As our nation struggles with continued economic insecurity, vast healthcare reform, as well as the aftermath of natural and man-made disasters, citizens of the United States are preparing to exercise their freedom to gather, worship, and pray. Millions will answer the call to prayer on May 1st in observance of the 63rd annual National Day of Prayer. Organized events will be held in thousands of public venues where intercession will be made for America and its leadership. Daughters of the King are encouraged to participate in these events as well as to pray together and individually for our country and all things that concern the American people and this nation we call home.

The Order of the Daughters of the King®

A Christian Community offering Spiritual Support
for Women of All Ages
The Order of the Daughters of the King® (DOK) is a spiritual sisterhood of women dedicated to a life of Prayer, Service and Evangelism. We are lay and ordained women who have made a commitment to Jesus as our Savior, and we follow Him as Lord of our lives. We are women who, in the midst of our daily lives, find community and spiritual support in local chapters of three or more women. Chapters are formed in churches (and church-related institutions) and are under the oversight of their own clergy.
Women who are communicants of the Episcopal Church, churches in communion with it, or churches in the Historic Episcopate may become Daughters of the King. Today our membership includes women in the Anglican, Episcopal, Lutheran (ELCA) and Roman Catholic churches.
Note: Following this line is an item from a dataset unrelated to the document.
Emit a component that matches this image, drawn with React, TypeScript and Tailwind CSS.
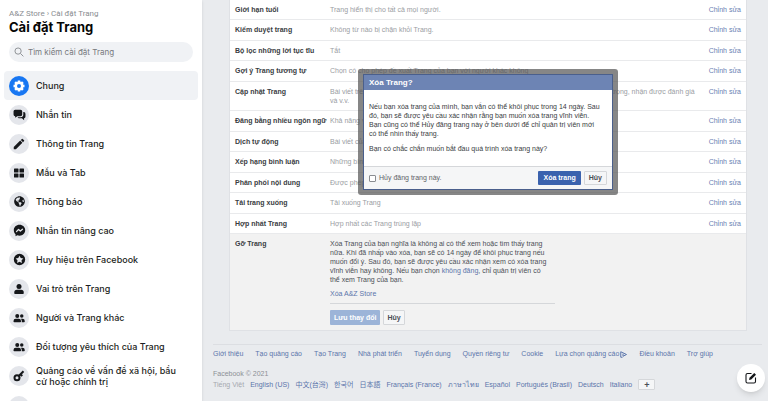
import {ReactNode, useState} from "react";
import {FaGlobeAmericas} from "react-icons/fa";
import {MdEdit} from "react-icons/md";

interface ISetting {
    label: string
    value: string
}

interface IMenuItem {
    label: string
    icon: ReactNode
}

const settings: ISetting[] = [
    {label: "Giới hạn tuổi", value: "Trang hiển thị cho tất cả mọi người."},
    {label: "Kiểm duyệt trang", value: "Không từ nào bị chặn khỏi Trang."},
    {label: "Bộ lọc những lời tục tĩu", value: "Tắt"},
    {label: "Gợi ý Trang tương tự", value: "Chọn có cho phép đề xuất Trang của bạn với người khác không"},
    {label: "Cập nhật Trang", value: "Bài viết trên Trang tự động hiển thị khi bạn cập nhật thông tin Trang, đạt các cột mốc quan trọng, nhận được đánh giá và v.v."},
    {label: "Đăng bằng nhiều ngôn ngữ", value: "Khả năng viết bài bằng nhiều ngôn ngữ"},
    {label: "Dịch tự động", value: "Bài viết của bạn có thể hiển thị bản dịch"},
    {label: "Xếp hạng bình luận", value: "Những bình luận phù hợp nhất"},
    {label: "Phân phối nội dung", value: "Được phép tải xuống"},
    {label: "Tải trang xuống", value: "Tải xuống Trang"},
    {label: "Hợp nhất Trang", value: "Hợp nhất các Trang trùng lặp"},
]

const footerLinks = ["Giới thiệu", "Tạo quảng cáo", "Tạo Trang", "Nhà phát triển", "Tuyển dụng", "Quyền riêng tư",
    "Cookie", "Lựa chọn quảng cáo", "Điều khoản", "Trợ giúp"]

const languages = ["English (US)", "中文(台灣)", "한국어", "日本語", "Français (France)", "ภาษาไทย", "Español",
    "Português (Brasil)", "Deutsch", "Italiano"]

function GearIcon() {
    return (
        <svg viewBox="0 0 24 24" className="size-[12px]" fill="none" stroke="currentColor">
            <circle cx="12" cy="12" r="6.500" strokeWidth="5"/>
            <path strokeWidth="5" d="M12 1v4M12 19v4M1 12h4M19 12h4M4.200 4.200L7 7M17 17l2.800 2.800M4.200 19.800L7 17M17 7l2.800-2.800"/>
        </svg>
    )
}

function ChatsIcon() {
    return (
        <svg viewBox="0 0 24 24" className="size-[13px]" fill="currentColor">
            <path d="M4 3h10a3 3 0 0 1 3 3v6a3 3 0 0 1-3 3H8l-4 3v-3a3 3 0 0 1-3-3V6a3 3 0 0 1 3-3z"/>
            <path d="M19 7.500a3.500 3.500 0 0 1 4 3.500v5a3 3 0 0 1-2.500 3v3.500L16.500 19H11a3 3 0 0 1-2.500-2H14a5 5 0 0 0 5-5z"/>
        </svg>
    )
}

function GridIcon() {
    return (
        <svg viewBox="0 0 24 24" className="size-[12px]" fill="currentColor">
            <rect x="2" y="3" width="9" height="8" rx="1"/>
            <rect x="13" y="3" width="9" height="8" rx="1"/>
            <rect x="2" y="13" width="9" height="8" rx="1"/>
            <rect x="13" y="13" width="9" height="8" rx="1"/>
        </svg>
    )
}

function MessengerIcon() {
    return (
        <svg viewBox="0 0 24 24" className="size-[13px]">
            <path fill="currentColor" d="M12 1.500C5.900 1.500 1.500 5.900 1.500 11.600c0 3 1.200 5.500 3.200 7.300V22.500l3.300-1.600c1.200.4 2.600.6 4 .6 6.100 0 10.500-4.300 10.500-9.900S18.100 1.500 12 1.500z"/>
            <path fill="none" stroke="#e4e6eb" strokeWidth="2.400" strokeLinecap="round" strokeLinejoin="round" d="M6.500 14l3.700-4 3.400 3 3.900-3.500"/>
        </svg>
    )
}

function BadgeIcon() {
    return (
        <svg viewBox="0 0 24 24" className="size-[13px]" fill="currentColor">
            <path fillRule="evenodd" d="M12 1.500a10.500 10.500 0 1 0 0 21 10.500 10.500 0 0 0 0-21zM12 5l2.300 4.200 4.800.8-3.400 3.500.7 4.900-4.400-2.200-4.400 2.200.7-4.900L4.900 10l4.800-.8z"/>
        </svg>
    )
}

function PersonIcon() {
    return (
        <svg viewBox="0 0 24 24" className="size-[12px]" fill="currentColor">
            <circle cx="12" cy="7" r="5"/>
            <path d="M8 13.500h8a5.500 5.500 0 0 1 5.500 5.500v1.500a1.500 1.500 0 0 1-1.500 1.500H4a1.500 1.500 0 0 1-1.500-1.500V19A5.500 5.500 0 0 1 8 13.500z"/>
        </svg>
    )
}

function PeopleIcon() {
    return (
        <svg viewBox="0 0 24 24" className="size-[12px]" fill="currentColor">
            <circle cx="8.500" cy="8" r="4"/>
            <circle cx="17.500" cy="8" r="3.500"/>
            <path d="M5.500 13.500h6a4.500 4.500 0 0 1 4.500 4.500v1a1.500 1.500 0 0 1-1.500 1.500h-12A1.500 1.500 0 0 1 1 19v-1a4.500 4.500 0 0 1 4.500-4.500z"/>
            <path d="M15.500 13.500h3.500a4.500 4.500 0 0 1 4.500 4.500v1a1.500 1.500 0 0 1-1.500 1.500h-4.500V18a6 6 0 0 0-2-4.500z"/>
        </svg>
    )
}

function KeyIcon() {
    return (
        <svg viewBox="0 0 24 24" className="size-[12px]" fill="none" stroke="currentColor" strokeWidth="4">
            <circle cx="8" cy="15.500" r="5"/>
            <path d="M11.500 12L21 2.500M15 8.500l3.500 3.500"/>
        </svg>
    )
}

const menu: IMenuItem[] = [
    {label: "Chung", icon: <GearIcon/>},
    {label: "Nhắn tin", icon: <ChatsIcon/>},
    {label: "Thông tin Trang", icon: <MdEdit size={14}/>},
    {label: "Mẫu và Tab", icon: <GridIcon/>},
    {label: "Thông báo", icon: <FaGlobeAmericas size={11}/>},
    {label: "Nhắn tin nâng cao", icon: <MessengerIcon/>},
    {label: "Huy hiệu trên Facebook", icon: <BadgeIcon/>},
    {label: "Vai trò trên Trang", icon: <PersonIcon/>},
    {label: "Người và Trang khác", icon: <PeopleIcon/>},
    {label: "Đối tượng yêu thích của Trang", icon: <PeopleIcon/>},
    {label: "Quảng cáo về vấn đề xã hội, bầu cử hoặc chính trị", icon: <KeyIcon/>},
    {label: "", icon: null},
]

function Sidebar() {
    return (
        <aside className="z-10 w-[202px] shrink-0 overflow-hidden bg-white px-1 pt-2 shadow">
            <div className="px-[5px]">
                <nav className="font-['Roboto',sans-serif] text-[8px] leading-[12px] text-[#8a8d91]">
                    <a href="#">A&amp;Z Store</a> › <a href="#">Cài đặt Trang</a>
                </nav>
                <h1 className="text-[13px] leading-[14px] font-bold text-[#050505]">Cài đặt Trang</h1>
                <label className="mt-2 flex h-[20px] items-center gap-1 rounded-full bg-[#f0f2f5] px-[5px] text-[#8a8d91]">
                    <svg viewBox="0 0 16 16" className="size-[10px] shrink-0" fill="none" stroke="currentColor" strokeWidth="1.5">
                        <circle cx="6.500" cy="6.500" r="5"/>
                        <path d="M10.500 10.500L15 15"/>
                    </svg>
                    <input type="search" aria-label="Tìm kiếm cài đặt Trang" placeholder="Tìm kiếm cài đặt Trang"
                           className="w-full min-w-0 bg-transparent text-[8px] outline-none placeholder:text-[#77797d]"/>
                </label>
            </div>
            <ul className="mt-[9px]">
                {menu.map((item, i) => (
                    <li key={i}>
                        <a href="#" className={`flex min-h-[29px] items-center gap-[7px] rounded-[4px] py-1 pr-4 pl-[5px] ${i === 0 ? "bg-[#f0f2f5]" : ""}`}>
                            <span className={`flex size-[20px] shrink-0 items-center justify-center rounded-full ${i === 0 ? "bg-[#1877f2] text-white" : "bg-[#e4e6eb] text-[#15171a]"}`}>
                                {item.icon}
                            </span>
                            <span className="text-[9px] leading-[11px] font-medium text-[#1c1e21]">{item.label}</span>
                        </a>
                    </li>
                ))}
            </ul>
        </aside>
    )
}

function DeleteDialog({onClose}: {onClose: () => void}) {
    const [unpublish, setUnpublish] = useState<boolean>(false);

    return (
        <div role="dialog" aria-labelledby="delete-title"
             className="absolute top-[69px] left-1/2 w-[260px] -translate-x-1/2 rounded-[3px] bg-[#525252]/70 p-[5px]">
            <div className="border border-[#4a5f8c] bg-white">
                <h2 id="delete-title" className="bg-[#6d84b4] px-[5px] text-[8px] leading-[15px] font-bold text-white">Xóa Trang?</h2>
                <div className="pt-3 pr-[10px] pb-[13px] pl-[5px] leading-[9px] text-[#3a3d42]">
                    <p>Nếu bạn xóa trang của mình, bạn vẫn có thể khôi phục trong 14 ngày. Sau đó, bạn sẽ được yêu cầu xác nhận rằng bạn muốn xóa trang vĩnh viễn. Bạn cũng có thể Hủy đăng trang này ở bên dưới để chỉ quản trị viên mới có thể nhìn thấy trang.</p>
                    <p className="mt-[6px]">Bạn có chắc chắn muốn bắt đầu quá trình xóa trang này?</p>
                </div>
                <div className="flex items-center gap-[3px] border-t border-[#d5d7da] bg-[#f5f6f7] px-[5px] py-1">
                    <label className="mr-auto flex items-center gap-[3px] text-[#606368]">
                        <input type="checkbox" checked={unpublish} onChange={() => setUnpublish(!unpublish)}
                               className="size-[7px] appearance-none rounded-[1px] border border-[#8a8d91] bg-white checked:bg-[#3b5998]"/>
                        Hủy đăng trang này.
                    </label>
                    <button type="button" onClick={onClose} className="h-[14px] rounded-[1px] bg-[#3a62ae] px-[5px] font-bold text-white">Xóa trang</button>
                    <button type="button" onClick={onClose} className="h-[14px] rounded-[1px] border border-[#d5d7da] bg-[#f5f6f7] px-1 font-bold text-[#4b4f56]">Hủy</button>
                </div>
            </div>
        </div>
    )
}

function Footer() {
    return (
        <footer className="mt-[13px] mr-[6px] ml-[11px] border-t border-[#dcdee2] pt-1 leading-[10px] text-[#5b75ab]">
            <ul className="flex gap-3 whitespace-nowrap">
                {footerLinks.map((link) => (
                    <li key={link}>
                        <a href="#" className="flex items-center">
                            {link}
                            {link === "Lựa chọn quảng cáo" && (
                                <svg viewBox="0 0 14 14" className="ml-px size-[7px] shrink-0" fill="none" stroke="currentColor" strokeWidth="2">
                                    <path d="M5 12.500H1.500V1.500L13 7l-7 3.500V5.500"/>
                                </svg>
                            )}
                        </a>
                    </li>
                ))}
            </ul>
            <p className="mt-[10px] text-[#8d9096]">Facebook © 2021</p>
            <ul className="flex items-center gap-[6px] whitespace-nowrap">
                <li className="text-[#a5a8ae]">Tiếng Việt</li>
                {languages.map((lang) => <li key={lang}><a href="#">{lang}</a></li>)}
                <li>
                    <button type="button" aria-label="+" className="flex h-[11px] w-[17px] items-center justify-center rounded-[1px] border border-[#d5d7da] bg-[#f5f6f7] text-[9px] font-bold text-[#4b4f56]">+</button>
                </li>
            </ul>
        </footer>
    )
}

export default function App() {

    const [dialogOpen, setDialogOpen] = useState<boolean>(true);

    return (
        <div className="flex h-screen overflow-hidden bg-[#e9ebee] font-['Inter',sans-serif] text-[7px]">
            <Sidebar/>
            <main className="min-w-0 flex-1 font-['Liberation_Sans','Noto_Sans_CJK_TC','Noto_Sans_CJK_KR',sans-serif]">
                <section className="relative mr-[21px] ml-[27px] border-x border-b border-[#dfe1e5] bg-white">
                    <ul>
                        {settings.map((item) => (
                            <li key={item.label} className="flex border-b border-[#e9eaec] px-[5px] pt-[5px] leading-[9px] odd:pb-[5px] even:pb-[6px]">
                                <span className="w-[95px] shrink-0 font-bold whitespace-nowrap text-[#3a3d42]">{item.label}</span>
                                <span className="flex-1 pr-3 text-[#9a9da3]">{item.value}</span>
                                <a href="#" className="shrink-0 text-[#6880b3]">Chỉnh sửa</a>
                            </li>
                        ))}
                    </ul>
                    <div className="flex bg-[#f2f2f2] px-[5px] pt-[5px] pb-[5px] leading-[9px]">
                        <h2 className="w-[95px] shrink-0 font-bold text-[#3a3d42]">Gỡ Trang</h2>
                        <div className="w-[225px] text-[#4b4f56]">
                            <p className="pr-[6px]">Xóa Trang của bạn nghĩa là không ai có thể xem hoặc tìm thấy trang nữa. Khi đã nhấp vào xóa, bạn sẽ có 14 ngày để khôi phục trang nếu muốn đổi ý. Sau đó, bạn sẽ được yêu cầu xác nhận xem có xóa trang vĩnh viễn hay không. Nếu bạn chọn <a href="#" className="text-[#5b75ab]">không đăng</a>, chỉ quản trị viên có thể xem Trang của bạn.</p>
                            <button type="button" onClick={() => setDialogOpen(true)} className="mt-[5px] block text-[#5b75ab]">Xóa A&amp;Z Store</button>
                            <div className="mt-[5px] flex gap-[3px] border-t border-[#d5d7da] pt-[6px]">
                                <button type="button" className="h-[15px] rounded-[1px] bg-[#9cb4d8] px-1 font-bold text-white">Lưu thay đổi</button>
                                <button type="button" className="h-[15px] rounded-[1px] border border-[#d5d7da] bg-[#f5f6f7] px-[3px] font-bold text-[#4b4f56]">Hủy</button>
                            </div>
                        </div>
                    </div>
                    {dialogOpen && <DeleteDialog onClose={() => setDialogOpen(false)}/>}
                </section>
                <Footer/>
            </main>
            <button type="button" aria-label="Tin nhắn mới" className="fixed right-[3px] bottom-[9px] flex size-[28px] items-center justify-center rounded-full bg-white text-[#15171a] shadow-md">
                <svg viewBox="0 0 24 24" className="size-[12px]" fill="none" stroke="currentColor" strokeWidth="2.200">
                    <path d="M13 3H5a3 3 0 0 0-3 3v13a3 3 0 0 0 3 3h13a3 3 0 0 0 3-3v-8"/>
                    <path fill="currentColor" stroke="none" d="M8 16l1-4.500L18.500 2l3.500 3.500-9.500 9.500z"/>
                </svg>
            </button>
        </div>
    )
}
There are approximately 25,000 Daughters of the King in the US and 5,000 international Daughters in eighteen countries. Click here to read more.
The Mission of the Order®
The mission of the Order is the extension of Christ's Kingdom through Prayer, Service and Evangelism.
Vision Statement of The Order of the Daughters of the King®
Empowered by the Holy Spirit, our vision as Daughters of the King is to know Jesus Christ, to make Him known to others and to become reflections of God’s love throughout the world.